For the season, Wolf is shooting 100 percent (3 for 3) from beyond the arc, and his teammates would be surprised if he misses.

After Missouri’s blowout win over North Florida on Saturday, senior Jordan Barnett compared Wolf to a fellow member of the animal kingdom.

“Wolf is the goat (greatest of all time),” he said. “Honestly, if he shot 100 percent from three it wouldn’t surprise me. He’s that good of a shooter.”

Coming out of high school in Wisconsin, Wolf said he had between 10 to 15 Division II basketball offers but struggled to get on the radar of a Division I school because he battled numerous injuries throughout high school.

When Missouri — then led by coach Kim Anderson — offered him a walk-on spot, he took it.

His father, John, was a walk-on at Marquette for two years in the late 1980s, and he told Wolf what to expect: serving as a defensive stand-in at practice and mostly seeing the court as a member of the scout team.

“I love scout team,” Wolf said. “I get to chuck (up shots).”

Martin holds Wolf to the same standard that he does the scholarship players despite his limited playing time. After Wolf hit a three against Wagner in the team’s blowout win on Nov. 14, Martin said after the game that he didn’t get back on defense quickly.

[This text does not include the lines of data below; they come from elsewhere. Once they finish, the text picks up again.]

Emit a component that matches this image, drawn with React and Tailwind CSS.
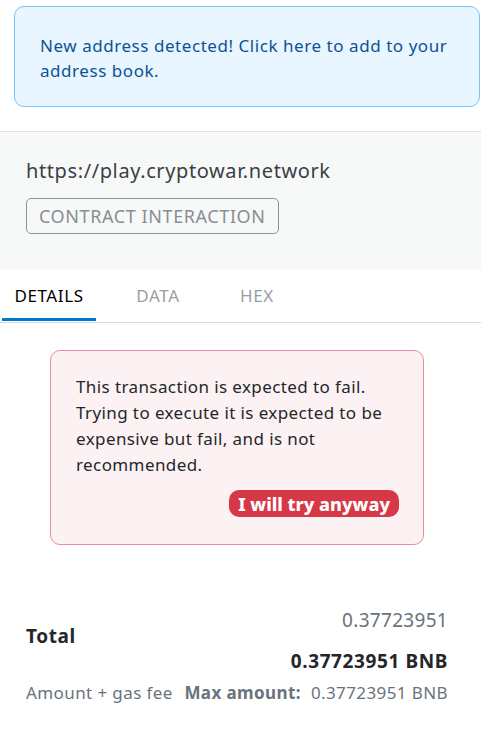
import React from 'react'

const font = { fontFamily: '"Noto Sans", "Open Sans", sans-serif' }

const App = () => {
  return (
    <div className="w-[481px] h-[737px] bg-white overflow-hidden" style={font}>
      {/* New address banner */}
      <div className="pt-[6px] pl-[14px] pr-[1px]">
        <div className="h-[101px] rounded-[10px] border border-[#75c4fd] bg-[#e9f5ff] pl-[25px] pr-4 pt-[26px] text-[17px] leading-[25px] tracking-[0.55px] text-[#0c5395]">
          New address detected! Click here to add to your address book.
        </div>
      </div>

      {/* Origin */}
      <div className="mt-[24px] border-t border-[#dcdfe2] bg-[#f7f9f9] h-[139px] pl-[26px] pt-[26px]">
        <p className="text-[20px] leading-[26px] tracking-[0.6px] text-[#3b3f44]">https://play.cryptowar.network</p>
        <div className="mt-[14px] inline-flex h-[36px] items-center rounded-[5px] border border-[#8f9398] px-[12px] text-[18px] tracking-[0.6px] text-[#8a8d91]">
          CONTRACT INTERACTION
        </div>
      </div>

      {/* Tabs */}
      <div className="flex h-[53px] border-b border-[#d6d9dc] text-[17px] tracking-[0.6px]">
        <div className="relative w-[94px] ml-[2px] flex items-center justify-center text-[#000]">
          DETAILS
          <div className="absolute bottom-[1px] left-0 right-0 h-[3px] bg-[#0376c9]" />
        </div>
        <div className="w-[124px] flex items-center justify-center text-[#9a9da1]">DATA</div>
        <div className="w-[74px] flex items-center justify-center text-[#9a9da1]">HEX</div>
      </div>

      {/* Error */}
      <div className="pt-[27px] pl-[50px] pr-[57px]">
        <div className="h-[195px] rounded-[10px] border border-[#e88f97] bg-[#fcf2f3] pl-[25px] pr-[24px] pt-[23px]">
          <p className="text-[17px] leading-[26px] tracking-[0.4px] text-[#24272a]">
            This transaction is expected to fail. Trying to execute it is expected to be expensive but fail, and is not recommended.
          </p>
          <div className="flex justify-end mt-[12px]">
            <button className="h-[27px] rounded-[10px] bg-[#d73847] px-[9px] text-[18px] font-extrabold text-white leading-none">
              I will try anyway
            </button>
          </div>
        </div>
      </div>

      {/* Total */}
      <div className="mt-[62px] pl-[26px] pr-[33px]">
        <div className="flex justify-between">
          <span className="self-start mt-[16px] text-[19px] leading-[26px] font-bold tracking-[0.6px] text-[#24272a]">Total</span>
          <div className="flex flex-col items-end">
            <span className="text-[19px] leading-[26px] tracking-[0.3px] text-[#6a737d]">0.37723951</span>
            <span className="mt-[15px] text-[19px] leading-[26px] font-bold tracking-[0.6px] text-[#24272a]">0.37723951 BNB</span>
          </div>
        </div>
        <div className="mt-[8px] flex items-center justify-between text-[17px] leading-[22px] tracking-[0.4px] text-[#6a737d]">
          <span>Amount + gas fee</span>
          <span>
            <span className="font-bold mr-[10px]">Max amount:</span>0.37723951 BNB
          </span>
        </div>
      </div>
    </div>
  )
}

export default App
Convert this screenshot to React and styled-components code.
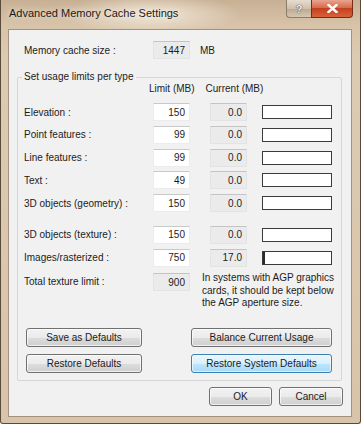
import React from 'react';
import styled, { createGlobalStyle } from 'styled-components';

const GlobalStyle = createGlobalStyle`
    html, body {
        margin: 0;
        padding: 0;
        background: #ffffff;
    }
    body {
        font-family: "Liberation Sans", Arial, sans-serif;
        font-size: 10px;
        color: #1c1c1c;
    }
`;

const limits = [
    { name: 'Elevation :', limit: 150, current: '0.0' },
    { name: 'Point features :', limit: 99, current: '0.0' },
    { name: 'Line features :', limit: 99, current: '0.0' },
    { name: 'Text :', limit: 49, current: '0.0' },
    { name: '3D objects (geometry) :', limit: 150, current: '0.0' },
    { name: '3D objects (texture) :', limit: 150, current: '0.0', spaced: true },
    { name: 'Images/rasterized :', limit: 750, current: '17.0' },
];

const App = () => {
    return (
        <>
            <GlobalStyle />
            <Window>
                <TitleBar>
                    <Title>Advanced Memory Cache Settings</Title>
                    <Captions>
                        <HelpButton>?</HelpButton>
                        <CloseButton>
                            <svg width="11" height="9" viewBox="0 0 11 9">
                                <path d="M1.5 1 L9.5 8 M9.5 1 L1.5 8" stroke="#ffffff" strokeWidth="2.4" strokeLinecap="square" />
                            </svg>
                        </CloseButton>
                    </Captions>
                </TitleBar>
                <Client>
                    <Row>
                        <Label>Memory cache size :</Label>
                        <Field $readonly>1447</Field>
                        <Unit>MB</Unit>
                    </Row>
                    <Group>
                        <Legend>Set usage limits per type</Legend>
                        <Header>
                            <span>Limit (MB)</span>
                            <span>Current (MB)</span>
                        </Header>
                        <Rows>
                            {limits.map((item, i) => (
                                <Row key={i} $spaced={item.spaced}>
                                    <Label>{item.name}</Label>
                                    <Field>{item.limit}</Field>
                                    <CurrentField $readonly>{item.current}</CurrentField>
                                    <Bar>
                                        <BarFill style={{ width: `${(parseFloat(item.current) / item.limit) * 100}%` }} />
                                    </Bar>
                                </Row>
                            ))}
                            <TotalRow>
                                <Label>Total texture limit :</Label>
                                <Field $readonly>900</Field>
                                <Note>
                                    In systems with AGP graphics<br />
                                    cards, it should be kept below<br />
                                    the AGP aperture size.
                                </Note>
                            </TotalRow>
                        </Rows>
                        <ButtonGrid>
                            <Button $w={116}>Save as Defaults</Button>
                            <Button $w={141}>Balance Current Usage</Button>
                            <Button $w={116}>Restore Defaults</Button>
                            <Button $w={141} $hot>Restore System Defaults</Button>
                        </ButtonGrid>
                    </Group>
                    <Footer>
                        <Button $w={63} $h={19}>OK</Button>
                        <Button $w={64} $h={19}>Cancel</Button>
                    </Footer>
                </Client>
            </Window>
        </>
    );
};

const Window = styled.div`
    width: 361px;
    height: 424px;
    box-sizing: border-box;
    display: flex;
    flex-direction: column;
    padding: 0 8px 6px 7px;
    border: 1px solid #5a4a3a;
    border-top: none;
    border-radius: 0 0 3px 3px;
    background:
        radial-gradient(ellipse 90px 20px at 150px 14px, rgba(255, 250, 240, 0.7), rgba(255, 250, 240, 0) 100%),
        linear-gradient(to bottom, #c8b094 0px, #d8c4aa 26px, #dccab3 60px, #d8c4aa 100%);
`;

const TitleBar = styled.div`
    height: 29px;
    flex-shrink: 0;
    display: flex;
    justify-content: space-between;
    align-items: flex-start;
`;

const Title = styled.div`
    padding: 7px 0 0 1px;
    font-size: 11px;
    color: #1a1a1a;
    text-shadow: 0 0 6px rgba(255, 255, 255, 0.9);
`;

const Captions = styled.div`
    display: flex;
    margin-right: -1px;
`;

const HelpButton = styled.div`
    width: 24px;
    height: 17px;
    display: flex;
    align-items: center;
    justify-content: center;
    font-size: 11px;
    font-weight: bold;
    color: #f4f0ea;
    text-shadow: 0 0 1px #4a3c30, 0 0 1px #4a3c30;
    border: 1px solid #8b7b6b;
    border-top: none;
    border-right: none;
    border-radius: 0 0 0 4px;
    background: linear-gradient(to bottom, #e6dccf 0%, #cfc0ad 50%, #bba88f 51%, #d6c6b2 100%);
`;

const CloseButton = styled.div`
    width: 40px;
    height: 17px;
    display: flex;
    align-items: center;
    justify-content: center;
    border: 1px solid #7a2a18;
    border-top: none;
    border-radius: 0 0 4px 0;
    background: linear-gradient(to bottom, #e9a48e 0%, #d76b4d 45%, #c4401f 50%, #d8623c 100%);
`;

const Client = styled.div`
    flex: 1;
    display: flex;
    flex-direction: column;
    background: #f1f1f1;
    border: 1px solid #a3927f;
    padding: 10px 8px 0 15px;
`;

const Row = styled.div`
    display: flex;
    align-items: center;
    height: 20px;
    margin-top: ${p => (p.$spaced ? '9px' : '0')};
`;

const Label = styled.div`
    width: 129px;
    flex-shrink: 0;
    white-space: nowrap;
`;

const Field = styled.div`
    width: 37px;
    height: 18px;
    box-sizing: border-box;
    flex-shrink: 0;
    padding-right: 4px;
    display: flex;
    align-items: center;
    justify-content: flex-end;
    background: ${p => (p.$readonly ? '#ebebeb' : '#ffffff')};
    border: 1px solid ${p => (p.$readonly ? '#e3e3e3' : '#ececec')};
    border-top-color: ${p => (p.$readonly ? '#c4c4c4' : '#c9c9c9')};
`;

const CurrentField = styled(Field)`
    margin-left: 20px;
`;

const Unit = styled.div`
    margin-left: 10px;
`;

const Bar = styled.div`
    width: 71px;
    height: 14px;
    box-sizing: border-box;
    margin-left: 15px;
    background: #ffffff;
    border: 1px solid #3b3b3b;
    display: flex;
`;

const BarFill = styled.div`
    background: #2a2a2a;
`;

const Group = styled.fieldset`
    margin: 11px 1px 0 -7px;
    padding: 0 9px 7px 6px;
    border: 1px solid #d6d6d6;
    border-radius: 2px;
    min-width: 0;
`;

const Legend = styled.legend`
    padding: 0 2px;
    margin-left: -2px;
    line-height: 12px;
`;

const Header = styled.div`
    display: flex;
    padding-left: 125px;
    line-height: 12px;
    gap: 11px;
`;

const Rows = styled.div`
    display: flex;
    flex-direction: column;
    gap: 2.75px;
    margin-top: 7px;
`;

const TotalRow = styled.div`
    display: flex;
    align-items: flex-start;
    margin-top: 3px;
    & > ${Label} {
        line-height: 18px;
    }
`;

const Note = styled.div`
    margin-left: 12px;
    line-height: 12.5px;
    margin-top: -1px;
    white-space: nowrap;
`;

const ButtonGrid = styled.div`
    display: grid;
    grid-template-columns: auto auto;
    justify-content: space-between;
    row-gap: 7px;
    margin-top: 18px;
    padding-left: 2px;
`;

const Button = styled.div`
    width: ${p => p.$w}px;
    height: ${p => p.$h || 19}px;
    box-sizing: border-box;
    display: flex;
    align-items: center;
    justify-content: center;
    font-size: 10px;
    color: #1a1a1a;
    border-radius: 3px;
    border: 1px solid ${p => (p.$hot ? '#3c7fb1' : '#707070')};
    box-shadow: inset 0 0 0 1px ${p => (p.$hot ? 'rgba(255,255,255,0.6)' : 'rgba(255,255,255,0.7)')};
    background: ${p => (p.$hot
        ? 'linear-gradient(to bottom, #eaf6fd 0%, #d9f0fc 50%, #bee6fd 51%, #a7d9f5 100%)'
        : 'linear-gradient(to bottom, #f2f2f2 0%, #ebebeb 50%, #dddddd 51%, #cfcfcf 100%)')};
`;

const Footer = styled.div`
    display: flex;
    justify-content: flex-end;
    gap: 7px;
    margin-top: 6px;
`;

export default App;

“After the Wagner game I actually got talked to a little bit,” he said. “Not badly, but things I could have done better. It’s a night-by-night kind of thing. You’re up big, you go out there and have fun, but you stick to your principles.”

Wolf has benefited from Missouri’s influx of talent under Martin. The team is now more likely to pull away in nonconference games, which wasn’t the case under Anderson, and blowouts mean more chances for Wolf to play.

Missouri’s game on Tuesday night against Stephen F. Austin could be the last time Wolf sees the floor for a while, with the team’s SEC schedule right around the corner.

Barnett said he thinks it’s pretty common in college basketball for home crowds to give a little extra cheer when a walk-on scores because it was the same way at Texas, where he played for two years before transferring to Missouri.

But when Wolf got the ball in final minutes of Missouri’s win over Green Bay on Dec. 9, fans were already on their feet before the ball left his hands.

“I’ve never seen a crowd sit there and scream for a player to get into the game,” Barnett said. “That’s insane to me.”

Wolf has scored nine points in four games this season (he also appeared in one game away from home), which ties the amount he scored as a freshman. He scored just two points as a sophomore, which means he’s on pace to surpass his scoring output from the past two seasons combined.

He is still processing the newfound attention but is enjoying it, especially because if he’s playing, that usually means the team is winning.

“It’s pretty crazy because my first two years that never happened,” Wolf said of the chants he receives from the crowd. “It kind of shocked me because I’m not used to it. I’m really just embracing it.”